A Short-Range Ordered -MoO₃ with Modulated Interlayer Structure via Hydrogen Bond Chemistry for NH₄⁺ Storage

The layered orthorhombic molybdenum trioxide (alpha-MoO3) is a promising host material for NH4+ storage. But its electrochemical performances are still unsatisfactory due to the absence of fundamental understanding on the relationship between structure and property. Herein, NH4+ storage properties of alpha-MoO3 are elaborately studied. Electrochemistry together with ex situ physical characterizations uncover that irreversible H+/NH4+ co-intercalation in the initial cycle confines the electrochemically reactive domain to the near surface of alpha-MoO3 thus resulting in a low reversible NH4+ storage capacity.

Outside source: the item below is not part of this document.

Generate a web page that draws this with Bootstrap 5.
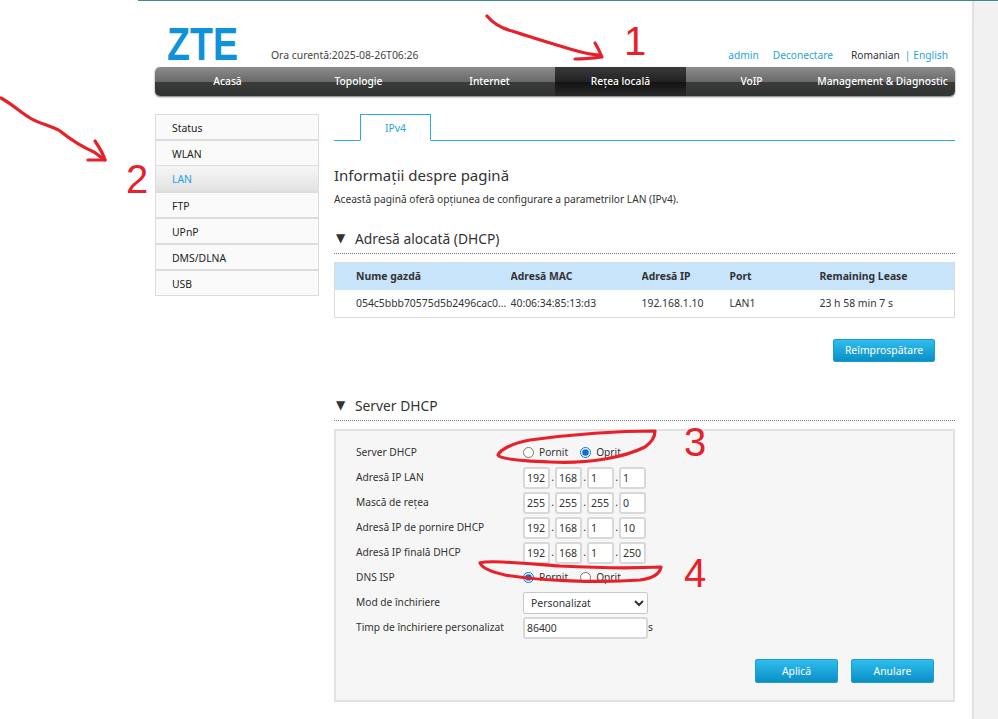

This issue can be resolved by decreasing ion diffusion pathway to construct short-range ordered alpha-MoO3 (SMO), which improves the specific capacity to 185 mAh g(-1). SMO suffers from dissolution issue. In view of this the interlayer structure of SMO is reconstructed via hydrogen bond chemistry to reinforce the structural stability and it is discovered that the hydrogen bond network only with moderate intensity endows SMO with both high capacity and ability against dissolution. This work presents a new avenue to improve the NH4+ storage properties of alpha-MoO3 and highlights the important role of hydrogen bond intensity in optimizing electrochemical properties.